- Data for this task -
»»

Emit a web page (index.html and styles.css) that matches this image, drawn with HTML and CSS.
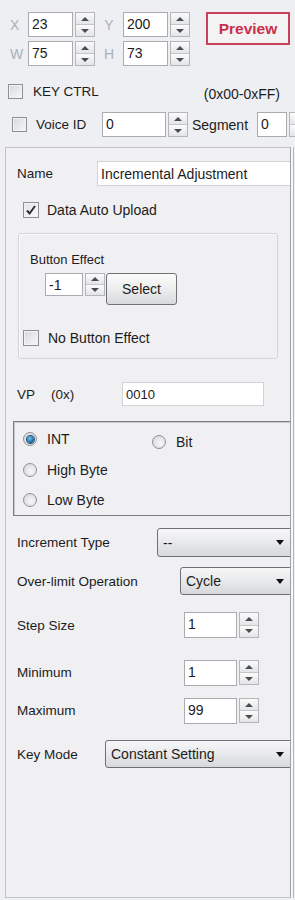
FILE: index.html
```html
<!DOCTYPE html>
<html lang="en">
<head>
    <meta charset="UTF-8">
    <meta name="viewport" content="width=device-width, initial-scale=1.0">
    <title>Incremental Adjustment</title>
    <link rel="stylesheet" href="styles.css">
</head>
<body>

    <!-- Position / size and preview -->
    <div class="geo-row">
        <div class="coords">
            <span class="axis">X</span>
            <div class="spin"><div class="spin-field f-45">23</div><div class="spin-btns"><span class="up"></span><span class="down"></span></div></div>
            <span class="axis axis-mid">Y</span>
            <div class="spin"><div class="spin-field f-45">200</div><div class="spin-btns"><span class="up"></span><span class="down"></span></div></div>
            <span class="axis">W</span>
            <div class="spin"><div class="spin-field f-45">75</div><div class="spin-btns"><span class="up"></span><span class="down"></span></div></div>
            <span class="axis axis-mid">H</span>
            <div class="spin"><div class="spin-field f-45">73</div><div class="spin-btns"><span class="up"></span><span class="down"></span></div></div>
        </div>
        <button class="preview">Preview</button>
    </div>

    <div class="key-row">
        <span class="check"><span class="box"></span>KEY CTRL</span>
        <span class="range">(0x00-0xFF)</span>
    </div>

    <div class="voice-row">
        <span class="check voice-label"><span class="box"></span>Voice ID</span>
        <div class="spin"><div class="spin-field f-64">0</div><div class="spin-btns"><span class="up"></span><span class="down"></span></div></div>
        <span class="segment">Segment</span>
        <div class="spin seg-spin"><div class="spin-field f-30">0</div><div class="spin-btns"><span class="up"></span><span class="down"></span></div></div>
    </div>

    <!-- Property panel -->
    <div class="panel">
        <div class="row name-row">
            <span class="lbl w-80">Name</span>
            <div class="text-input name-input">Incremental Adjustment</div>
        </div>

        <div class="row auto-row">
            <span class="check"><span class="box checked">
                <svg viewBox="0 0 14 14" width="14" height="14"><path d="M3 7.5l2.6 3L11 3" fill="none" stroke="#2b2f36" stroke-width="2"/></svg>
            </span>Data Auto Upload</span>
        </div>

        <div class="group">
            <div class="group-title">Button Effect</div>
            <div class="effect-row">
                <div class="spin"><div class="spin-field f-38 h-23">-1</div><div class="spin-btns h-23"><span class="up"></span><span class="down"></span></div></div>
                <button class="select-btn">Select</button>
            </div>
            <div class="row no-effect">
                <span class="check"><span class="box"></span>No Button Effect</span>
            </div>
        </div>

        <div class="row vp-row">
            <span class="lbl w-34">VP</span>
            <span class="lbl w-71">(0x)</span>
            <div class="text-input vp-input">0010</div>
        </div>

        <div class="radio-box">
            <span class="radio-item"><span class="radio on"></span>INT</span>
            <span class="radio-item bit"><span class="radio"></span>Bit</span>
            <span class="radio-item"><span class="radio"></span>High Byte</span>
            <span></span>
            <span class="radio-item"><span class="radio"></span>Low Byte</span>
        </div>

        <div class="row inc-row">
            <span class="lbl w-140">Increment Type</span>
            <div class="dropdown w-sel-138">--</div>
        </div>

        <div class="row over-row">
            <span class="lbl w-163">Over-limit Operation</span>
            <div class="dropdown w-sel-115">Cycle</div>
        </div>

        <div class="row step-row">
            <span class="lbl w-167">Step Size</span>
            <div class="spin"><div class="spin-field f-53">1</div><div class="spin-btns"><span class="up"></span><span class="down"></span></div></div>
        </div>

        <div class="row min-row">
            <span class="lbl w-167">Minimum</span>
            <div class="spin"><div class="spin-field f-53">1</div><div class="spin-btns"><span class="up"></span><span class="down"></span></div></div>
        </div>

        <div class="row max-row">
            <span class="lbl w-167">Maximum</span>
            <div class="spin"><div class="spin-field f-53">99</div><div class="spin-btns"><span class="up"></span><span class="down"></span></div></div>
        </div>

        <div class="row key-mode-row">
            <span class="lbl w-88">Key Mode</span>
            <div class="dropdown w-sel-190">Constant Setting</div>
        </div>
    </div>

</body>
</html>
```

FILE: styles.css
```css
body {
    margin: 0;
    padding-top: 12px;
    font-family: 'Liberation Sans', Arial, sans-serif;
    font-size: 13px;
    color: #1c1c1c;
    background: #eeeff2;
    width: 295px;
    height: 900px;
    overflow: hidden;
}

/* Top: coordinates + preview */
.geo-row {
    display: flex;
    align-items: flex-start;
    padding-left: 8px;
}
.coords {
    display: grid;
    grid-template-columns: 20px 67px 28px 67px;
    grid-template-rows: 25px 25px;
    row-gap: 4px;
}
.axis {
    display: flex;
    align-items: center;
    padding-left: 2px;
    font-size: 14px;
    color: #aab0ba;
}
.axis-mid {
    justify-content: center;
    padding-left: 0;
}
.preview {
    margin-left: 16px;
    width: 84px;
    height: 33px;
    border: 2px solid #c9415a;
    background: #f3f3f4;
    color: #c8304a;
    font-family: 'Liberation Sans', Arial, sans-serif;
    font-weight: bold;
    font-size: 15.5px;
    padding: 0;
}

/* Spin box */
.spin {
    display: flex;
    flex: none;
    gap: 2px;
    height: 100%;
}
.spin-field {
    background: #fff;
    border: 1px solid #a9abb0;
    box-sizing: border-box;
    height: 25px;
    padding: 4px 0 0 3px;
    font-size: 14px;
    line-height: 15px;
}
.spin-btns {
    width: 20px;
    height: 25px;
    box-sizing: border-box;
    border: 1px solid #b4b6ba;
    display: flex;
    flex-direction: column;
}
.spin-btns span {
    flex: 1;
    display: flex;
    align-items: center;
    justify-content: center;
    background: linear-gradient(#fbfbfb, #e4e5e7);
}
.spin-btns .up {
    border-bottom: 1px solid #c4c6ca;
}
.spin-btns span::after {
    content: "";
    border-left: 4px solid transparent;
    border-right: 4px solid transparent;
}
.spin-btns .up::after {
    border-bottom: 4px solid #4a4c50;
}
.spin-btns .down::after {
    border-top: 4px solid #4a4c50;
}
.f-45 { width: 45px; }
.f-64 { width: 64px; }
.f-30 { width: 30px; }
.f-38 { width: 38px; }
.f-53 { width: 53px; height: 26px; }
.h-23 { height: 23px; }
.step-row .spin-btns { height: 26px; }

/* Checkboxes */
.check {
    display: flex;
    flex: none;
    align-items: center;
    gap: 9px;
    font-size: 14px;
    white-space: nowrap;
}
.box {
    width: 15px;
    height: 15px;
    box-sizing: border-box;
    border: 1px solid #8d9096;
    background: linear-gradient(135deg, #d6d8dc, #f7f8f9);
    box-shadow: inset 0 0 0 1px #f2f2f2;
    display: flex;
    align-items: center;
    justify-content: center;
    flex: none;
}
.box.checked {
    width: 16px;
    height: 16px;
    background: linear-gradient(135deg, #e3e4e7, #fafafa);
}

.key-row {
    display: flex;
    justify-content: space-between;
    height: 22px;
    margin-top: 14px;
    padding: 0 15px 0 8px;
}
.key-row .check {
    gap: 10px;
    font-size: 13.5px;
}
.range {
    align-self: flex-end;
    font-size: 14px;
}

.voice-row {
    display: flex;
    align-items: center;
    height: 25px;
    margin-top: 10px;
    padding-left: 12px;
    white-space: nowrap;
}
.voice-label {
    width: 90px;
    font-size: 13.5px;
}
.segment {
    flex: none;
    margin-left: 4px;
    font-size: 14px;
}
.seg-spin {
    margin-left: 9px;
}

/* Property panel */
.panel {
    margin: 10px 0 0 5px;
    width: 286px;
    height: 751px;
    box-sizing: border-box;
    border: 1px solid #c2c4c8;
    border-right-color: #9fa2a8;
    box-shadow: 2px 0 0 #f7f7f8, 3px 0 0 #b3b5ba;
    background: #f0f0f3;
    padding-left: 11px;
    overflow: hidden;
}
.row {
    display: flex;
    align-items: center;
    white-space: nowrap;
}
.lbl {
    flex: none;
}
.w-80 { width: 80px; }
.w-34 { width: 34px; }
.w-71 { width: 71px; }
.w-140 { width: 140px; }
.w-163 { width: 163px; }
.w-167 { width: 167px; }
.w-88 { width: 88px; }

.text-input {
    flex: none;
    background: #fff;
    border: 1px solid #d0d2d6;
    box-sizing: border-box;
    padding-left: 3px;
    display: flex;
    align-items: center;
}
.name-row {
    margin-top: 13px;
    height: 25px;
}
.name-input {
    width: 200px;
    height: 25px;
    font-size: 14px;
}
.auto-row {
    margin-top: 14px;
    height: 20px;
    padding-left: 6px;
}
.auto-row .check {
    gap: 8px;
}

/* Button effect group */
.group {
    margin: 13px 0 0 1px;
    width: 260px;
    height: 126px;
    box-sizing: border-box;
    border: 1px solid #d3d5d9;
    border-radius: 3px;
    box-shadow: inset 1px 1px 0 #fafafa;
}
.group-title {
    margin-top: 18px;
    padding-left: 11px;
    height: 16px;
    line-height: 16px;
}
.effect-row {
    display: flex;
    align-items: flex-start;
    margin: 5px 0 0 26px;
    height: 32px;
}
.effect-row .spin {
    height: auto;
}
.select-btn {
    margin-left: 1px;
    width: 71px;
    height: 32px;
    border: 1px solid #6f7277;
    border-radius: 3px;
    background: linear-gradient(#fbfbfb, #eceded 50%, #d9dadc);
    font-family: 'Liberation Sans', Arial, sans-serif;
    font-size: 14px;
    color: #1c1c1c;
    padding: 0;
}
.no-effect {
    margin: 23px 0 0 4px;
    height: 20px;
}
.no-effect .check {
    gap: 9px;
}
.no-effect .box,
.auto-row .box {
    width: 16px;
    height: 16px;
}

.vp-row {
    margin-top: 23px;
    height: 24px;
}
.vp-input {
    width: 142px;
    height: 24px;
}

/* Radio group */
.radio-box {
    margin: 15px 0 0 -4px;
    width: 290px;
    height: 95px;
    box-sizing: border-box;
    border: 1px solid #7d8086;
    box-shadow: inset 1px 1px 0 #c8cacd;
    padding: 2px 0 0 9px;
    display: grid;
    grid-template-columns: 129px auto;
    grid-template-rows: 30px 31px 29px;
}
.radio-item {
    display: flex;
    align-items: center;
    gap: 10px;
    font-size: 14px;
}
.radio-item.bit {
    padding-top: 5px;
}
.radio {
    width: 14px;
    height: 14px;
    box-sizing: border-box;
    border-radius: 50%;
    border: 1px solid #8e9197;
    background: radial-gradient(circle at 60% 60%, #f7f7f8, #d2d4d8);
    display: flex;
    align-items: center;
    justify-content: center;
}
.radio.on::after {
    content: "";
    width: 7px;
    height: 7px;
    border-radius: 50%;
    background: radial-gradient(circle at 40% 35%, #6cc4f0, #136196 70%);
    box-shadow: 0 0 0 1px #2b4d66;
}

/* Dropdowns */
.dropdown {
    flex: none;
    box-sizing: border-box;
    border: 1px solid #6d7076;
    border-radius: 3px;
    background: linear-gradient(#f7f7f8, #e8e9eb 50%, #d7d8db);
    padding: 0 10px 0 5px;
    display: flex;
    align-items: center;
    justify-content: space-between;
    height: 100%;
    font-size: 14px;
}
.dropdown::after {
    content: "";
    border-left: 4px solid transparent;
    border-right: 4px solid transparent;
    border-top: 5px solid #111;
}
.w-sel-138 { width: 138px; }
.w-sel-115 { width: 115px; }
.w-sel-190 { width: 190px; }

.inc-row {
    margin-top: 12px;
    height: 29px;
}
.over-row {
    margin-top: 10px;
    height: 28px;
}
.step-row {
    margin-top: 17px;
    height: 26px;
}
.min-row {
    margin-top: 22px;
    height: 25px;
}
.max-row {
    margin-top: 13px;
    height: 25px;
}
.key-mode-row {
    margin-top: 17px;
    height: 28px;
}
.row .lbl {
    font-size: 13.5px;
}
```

««
»»

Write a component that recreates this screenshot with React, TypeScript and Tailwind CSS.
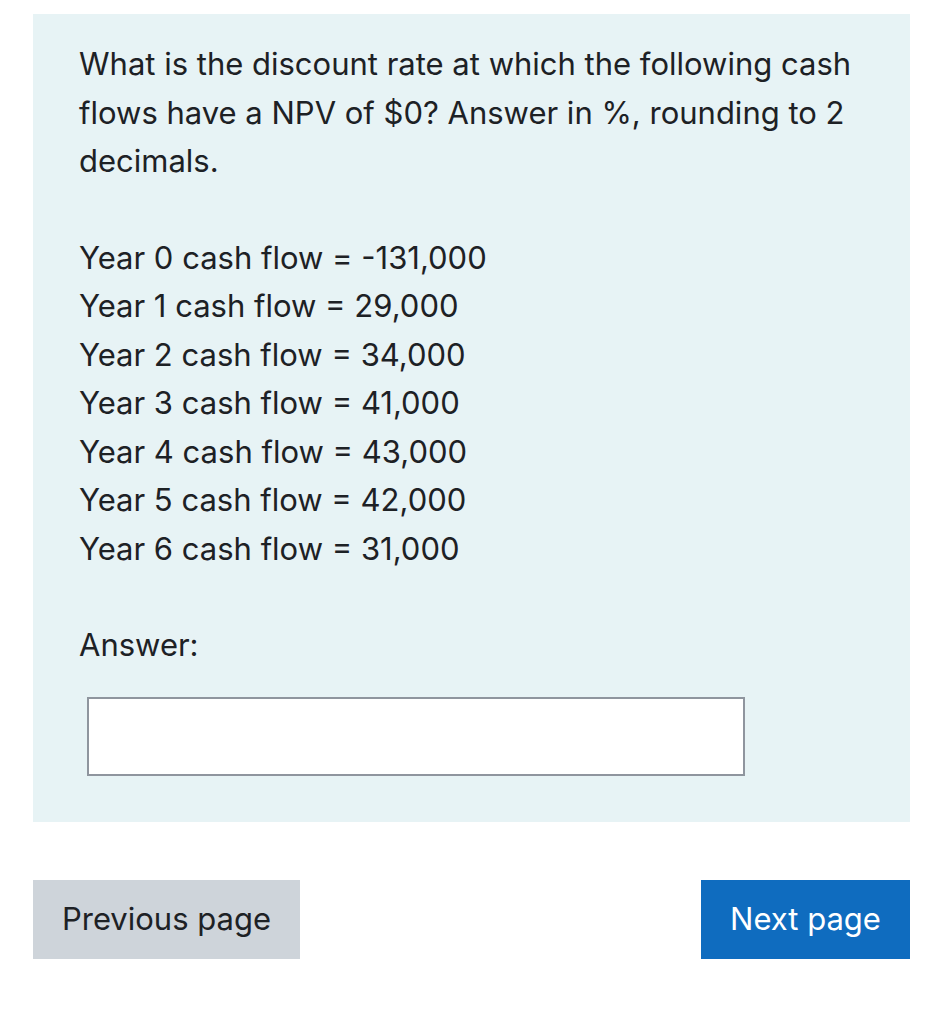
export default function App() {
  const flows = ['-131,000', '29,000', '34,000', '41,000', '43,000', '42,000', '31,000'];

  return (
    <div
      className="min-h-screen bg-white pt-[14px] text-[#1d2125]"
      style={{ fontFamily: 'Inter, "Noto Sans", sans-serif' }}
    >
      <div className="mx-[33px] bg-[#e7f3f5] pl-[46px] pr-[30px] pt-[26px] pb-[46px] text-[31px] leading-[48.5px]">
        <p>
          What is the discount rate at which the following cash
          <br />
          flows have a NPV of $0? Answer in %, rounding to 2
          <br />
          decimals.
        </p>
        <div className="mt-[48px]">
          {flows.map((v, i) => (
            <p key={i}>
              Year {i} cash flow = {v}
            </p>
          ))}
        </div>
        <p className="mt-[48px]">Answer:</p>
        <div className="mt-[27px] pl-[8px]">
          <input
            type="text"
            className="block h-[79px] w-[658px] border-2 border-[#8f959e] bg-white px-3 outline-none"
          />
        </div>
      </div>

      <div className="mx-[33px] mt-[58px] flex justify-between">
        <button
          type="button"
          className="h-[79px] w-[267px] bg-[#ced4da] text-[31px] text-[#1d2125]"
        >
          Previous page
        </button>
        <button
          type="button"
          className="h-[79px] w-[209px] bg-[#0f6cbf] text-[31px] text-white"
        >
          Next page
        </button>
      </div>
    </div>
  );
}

««

- The task -
Report only the number of lines in the listing that contain the word "page".

- The response -
3